The Sarya was fitted out for this expedition, and the winter of 1900-1901 was passed in 76° 08´ north latitude, 95° east longitude.

“On April 18, 1901,” writes Baron Toll, “immediately after the Feast of Easter, Lieutenant Kolomiezoff and the zoölogist, A. Birulja, set out with two sleighs each with a team of eight dogs, the object of the first being to reach the Yenisei and establish coaling stations, while the second was directed to accompany it as far as Cape Sterlegof, some 200 wersts distant. Two days later began my excursion with Lieutenant Koltschak to the Chelyuskin Peninsula, accompanied by a sleigh with a team of twelve dogs and laden as lightly as possible.

“On May 1, we reached that point on the bay where we had established a depot the previous year (1900). The provisions and fish here buried were to complete our supplies, which barely sufficed for just one month. But we were unable to dig out the deposit from the deep snow. On May 7, we started from this place in an east-northeasterly direction, with the intention of pushing on to St. Thaddeus Bay on the east coast of the Chelyuskin Peninsula, and returning thence along the coast. After traversing the tundra for forty wersts in this direction, we again came unexpectedly on an inlet, which grew narrower towards the west-southwest, where it assumed the form of a narrow sound or river mouth.

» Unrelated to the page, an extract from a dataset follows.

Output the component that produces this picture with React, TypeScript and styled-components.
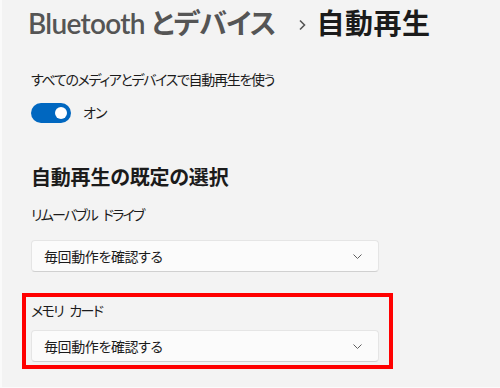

“The position as determined by Lieutenant Koltschak on the off side of the bay was 76° 17´ N. and 99° 29´ E.”

On May 12, the tired dogs were given a day’s rest; then Toll made a day’s march, half a degree eastward, on Canadian snow-shoes. There were no prospects for adding to their limited food supply by hunting, so it became necessary to retrace their steps.

“Hitherto,” writes Toll, “we had to contend with almost constant difficulties caused by fog, and deep snow already softened by the sun. But henceforth we had to struggle with contrary snow-storms, which lasted almost without a break for fourteen days. The consequence was the loss of five dogs, which broke down one after another through exhaustion. On May 30, we reached the Sarya, the excursion having lasted forty-one days. Of these we had to pass nine in the sleeping-sack during the fiercest snow-storms; four were uselessly wasted at the depot; and during the remaining twenty-eight days we covered 500 wersts.”

Other excursions were made by members of the party, with most gratifying results.

The release of the Sarya was confidently hoped for early in August. “But in the interim,” writes Baron Toll, “there was still to be solved a geographical question, namely, to discover the mouth of the Taimyr River. According to the maps hitherto published, the Taimyr was supposed to discharge in the first or second of the larger bights lying to the east of the Taimyr Sound. Both of these were twice explored by Lieutenant Kolomeizoff, and in the first was, in fact, found the mouth of a considerable stream; but its configuration was not at all in accordance with the contour lines given by the topographer Wagenoff on Middendorff’s chart. In the second no indication could be detected of any river mouth. As these researches had been undertaken in winter amid fogs and snowdrifts, there still remained a doubt, which could only be removed by fresh investigations carried out in clear summer weather. Should these also lead to negative results, the only remaining assumption would be that the Taimyr discharged into that bight which during our journey to the interior of the Chelyuskin Peninsula, Lieutenant Koltschak and I had crossed, since no considerable stream assuredly entered that other inlet where the depot lay.”

The survey of the first two bays was undertaken by Birulja and Dr. Walter, their excursion lasting from July 20 to August 15, 1901. “Respecting the question of the Taimyr, the two savants came to negative results. Still they confirmed Kolomeizoff’s discovery of a large estuary in the first of the two bays.”

On the 25th of August, the fissures in the ice had expanded; the whole of the ice-pack round the Sarya was set in motion, and she drifted in the direction of the cliffs of Station Island. Slowly she was carried through the Fram Strait to the open sea. Withdrawing behind a cape at Nansen Island, the Sarya awaited the drifting away of the ice-pack. On August 30, the water-way was free, and she began her voyage to Koletnoi Island; doubling Cape Chelyuskin on September 1, she sighted, three days later, the east coast of the Taimyr Peninsula, without meeting any ice.